Efesus 2:19
Ketika kata “cinta” disebutkan, apa yang pertama kali muncul di pikiran jemaat? Bagi banyak orang muda mungkin itu adalah sesuatu yang ditunjukkan di kisah film romantis. Bagi yang dewasa dan sudah lebih berpengalaman mungkin cinta adalah pengalaman yang menyakitkan, karena alasan yang berbeda-beda. Tetapi cinta bukan sekadar suatu perasaan atau pengalaman.
Kalau menurut DEWA (ini adalah nama grup musik Indonesia yang di tahun 2000 mengubah nama dari Dewa 19 menjadi Dewa, dengan salah satu lagu hits mereka “Lagu Cinta”), dalam lirik “Lagu Cinta” ciptaan Dhani Ahmad Prasetyo, disebukan cinta itu butuh pengorbanan. Menariknya di lagu itu ada juga sebaris lirik “cinta bukan sekadar buaian, belaian, peraduan”. Ini kalau mau diterjemahkan bebas, bahwa cinta bukan sekadar kontak badani atau hubungan seksual!
Saya percaya bahwa kita semua bersalah di masalah ini, secara sadar atau tidak sadar, diakui atau tidak. Setidaknya kalau kita berkaca pada khotbah yang disampaikan Gembala tentang “Bijak Menggunakan Pedangmu”. Kesalahan itu bisa terjadi dari level pikiran sampai ke level tindakan. Tetapi jangan juga kemudian gegabah dengan berkata daripada bersalah di pikiran, lebih baik sekalian dilakukan saja, karena dosanya sama. Ini adalah tindakan bodoh, karena kita tidak pernah melemparkan tubuh kita ke dalam api hanya untuk merasakan panasnya, bukan? Ironi dari penulis lagu yang kita bahas tadi adalah dia jatuh hati kepada wanita lain yang bukan istrinya saat itu, dan semakin mengaburkan apa yang dimaksudnya dengan “cinta butuh pengorbanan”. Itulah mengapa kita harus kembali kepada Alkitab sebagai dasar bertindak yang benar. Mengasihi Tuhan dan mengasihi sesama (termasuk tentunya keluarga) lebih besar (atau bisa dikatakan lebih berat) dari sekadar berkorban harta, kalau kita mendalami perkataan seorang ahli Taurat di Markus 12:32-33. Cinta adalah pengorbanan, cinta bukan jalan untuk mendapat kesenangan semata!
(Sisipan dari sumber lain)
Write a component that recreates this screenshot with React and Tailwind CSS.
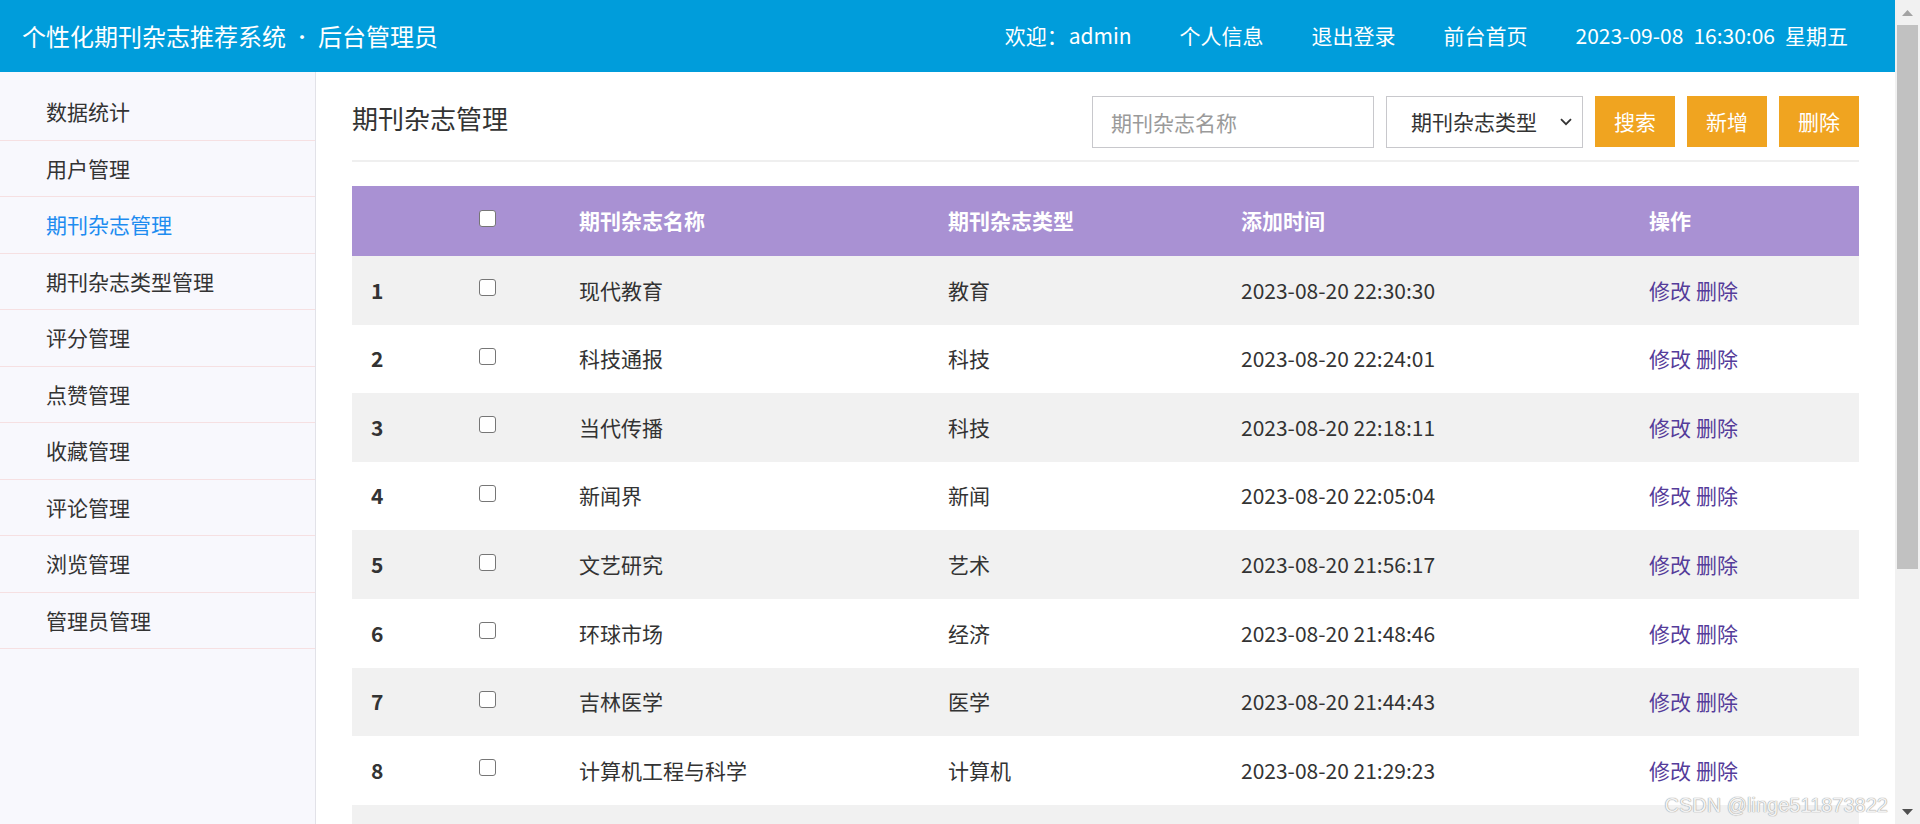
import React from "react";

const rows = [
  ["现代教育", "教育", "2023-08-20 22:30:30"],
  ["科技通报", "科技", "2023-08-20 22:24:01"],
  ["当代传播", "科技", "2023-08-20 22:18:11"],
  ["新闻界", "新闻", "2023-08-20 22:05:04"],
  ["文艺研究", "艺术", "2023-08-20 21:56:17"],
  ["环球市场", "经济", "2023-08-20 21:48:46"],
  ["吉林医学", "医学", "2023-08-20 21:44:43"],
  ["计算机工程与科学", "计算机", "2023-08-20 21:29:23"],
  ["体育科学", "体育", "2023-08-20 21:20:15"],
  ["中国音乐", "艺术", "2023-08-20 21:12:08"],
];

const menu = [
  "数据统计",
  "用户管理",
  "期刊杂志管理",
  "期刊杂志类型管理",
  "评分管理",
  "点赞管理",
  "收藏管理",
  "评论管理",
  "浏览管理",
  "管理员管理",
];

function Box() {
  return (
    <input
      type="checkbox"
      readOnly
      className="appearance-none block w-[17px] h-[17px] rounded-[3px] border-[1.5px] border-solid border-[#767676] bg-white -mt-[5px]"
    />
  );
}

const cols = "grid grid-cols-[108px_100px_369px_293px_408px_1fr]";

function Scrollbar() {
  return (
    <div className="w-[25px] shrink-0 h-full bg-[#f1f1f1] flex flex-col">
      <div className="h-[25px] flex items-center justify-center">
        <svg width="11" height="6" viewBox="0 0 11 6">
          <path d="M5.5 0L11 6H0z" fill="#a3a3a3" />
        </svg>
      </div>
      <div className="mx-[2px] h-[544px] bg-[#c1c1c1]" />
      <div className="flex-1" />
      <div className="h-[25px] flex items-center justify-center">
        <svg width="11" height="6" viewBox="0 0 11 6">
          <path d="M0 0H11L5.5 6z" fill="#505050" />
        </svg>
      </div>
    </div>
  );
}

export default function App() {
  return (
    <div className="relative flex h-[824px] overflow-hidden bg-white text-[#333] font-['Noto_Sans_CJK_SC',sans-serif]">
      <div className="flex-1 min-w-0 h-full overflow-hidden flex flex-col">
        <header className="h-[72px] shrink-0 bg-[#009ddb] text-white flex items-center pl-[22px] pr-[47px]">
          <div className="text-[24px] flex items-center whitespace-nowrap">
            个性化期刊杂志推荐系统
            <span className="inline-block w-[32px] text-center text-[18px]">·</span>
            后台管理员
          </div>
          <nav className="ml-auto flex items-center gap-[48px] text-[21px] whitespace-nowrap">
            <span>
              欢迎：<span className="ml-[1px]">admin</span>
            </span>
            <span>个人信息</span>
            <span>退出登录</span>
            <span>前台首页</span>
            <span className="flex gap-[10px]">
              <span>2023-09-08</span>
              <span>16:30:06</span>
              <span>星期五</span>
            </span>
          </nav>
        </header>

        <div className="flex flex-1 min-h-0">
          <aside className="w-[316px] shrink-0 bg-[#f8f8fd] border-r border-[#e2e2e8] pt-[12px]">
            {menu.map((m) => (
              <div
                key={m}
                className={`h-[56.5px] flex items-center pl-[46px] text-[21px] border-b border-[#f6e0e2] ${
                  m === "期刊杂志管理" ? "text-[#1e8cf0]" : "text-[#333]"
                }`}
              >
                {m}
              </div>
            ))}
          </aside>

          <main className="flex-1 min-w-0 px-[36px] pt-[24px] overflow-hidden">
            <div className="flex items-center justify-between pb-[12px] border-b-2 border-[#efefef]">
              <h1 className="text-[26px] leading-none mb-[8px] font-normal">期刊杂志管理</h1>
              <div className="flex gap-[12px]">
                <input
                  placeholder="期刊杂志名称"
                  className="w-[282px] h-[52px] border border-[#c8c8cc] px-[18px] text-[21px] placeholder:text-[#9a9a9a] outline-none"
                />
                <div className="w-[197px] h-[52px] border border-[#c8c8cc] flex items-center pl-[24px] pr-[10px] text-[21px] text-[#333]">
                  期刊杂志类型
                  <svg className="ml-auto" width="12" height="8" viewBox="0 0 12 8">
                    <path d="M1 1.2l5 5 5-5" stroke="#333" strokeWidth="1.8" fill="none" />
                  </svg>
                </div>
                {["搜索", "新增", "删除"].map((b) => (
                  <button
                    key={b}
                    className="w-[80px] h-[51px] bg-[#f0a420] text-white text-[21px] flex items-center justify-center"
                  >
                    {b}
                  </button>
                ))}
              </div>
            </div>

            <div className="mt-[24px] text-[21px]">
              <div className={`${cols} h-[70px] bg-[#a991d3] text-white font-bold`}>
                <div className="pl-[19px] flex items-center"></div>
                <div className="pl-[19px] flex items-center">
                  <Box />
                </div>
                <div className="pl-[19px] flex items-center">期刊杂志名称</div>
                <div className="pl-[19px] flex items-center">期刊杂志类型</div>
                <div className="pl-[19px] flex items-center">添加时间</div>
                <div className="pl-[19px] flex items-center">操作</div>
              </div>
              {rows.map((r, i) => (
                <div
                  key={i}
                  className={`${cols} h-[68.6px] ${i % 2 === 0 ? "bg-[#f1f1f1]" : "bg-white"}`}
                >
                  {i < 8 ? (
                    <>
                      <div className="pl-[19px] flex items-center font-bold">{i + 1}</div>
                      <div className="pl-[19px] flex items-center">
                        <Box />
                      </div>
                      <div className="pl-[19px] flex items-center">{r[0]}</div>
                      <div className="pl-[19px] flex items-center">{r[1]}</div>
                      <div className="pl-[19px] flex items-center">{r[2]}</div>
                      <div className="pl-[19px] flex items-center text-[#553c9a] gap-[5px]">
                        <span>修改</span>
                        <span>删除</span>
                      </div>
                    </>
                  ) : null}
                </div>
              ))}
            </div>
          </main>
        </div>
      </div>

      <Scrollbar />

      <div className="absolute right-[32px] bottom-[9px] text-[20px] leading-none text-[#f2f2f2] font-['Liberation_Sans',sans-serif] [text-shadow:0_0_1px_#999,0_0_1px_#999]">
        CSDN @linge511873822
      </div>
    </div>
  );
}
Cinta (yang berasal dari kata sanskerta) dan kasih (berasal dari kata jawa kuno) melibatkan pikiran dan perasaan seseorang. Tetapi cinta adalah suatu pilihan, karena kalau mengandalkan perasaan maka Yesus akan memilih untuk cawan itu (penderitaan di salib) lalu dari dirinya. Matius 26:39. Atau kalau kita mau terapkan itu di dalam kehidupan Keluarga seperti yang dituliskan di Kolose 3:18-22 maka untuk tunduk, untuk mengasihi dan tidak berlaku kasar, untuk taat, untuk tidak menyakiti, untuk takut akan Tuhan semua ini adalah pilihan.
Jika kita mencintai, mengasihi suami kita, pilihlah untuk tunduk. Jika kita mengasihi istri kita, pilihlah untuk tidak berlaku kasar. Jika kita mengasihi orang tua kita, pilihlah untuk taat. Jika kita mengasihi anak kita, pilihlah untuk tidak menyakiti. Jika kita mengasihi orang yang berkuasa atas kita, pilihlah untuk menaati seperti kita takut akan Tuhan. Ayat 18-22 diawali dengan ayat 17 dan diakhiri dengan ayat 23 yang membawa fokus cinta, kasih kita kepada Tuhan Yesus Kristus.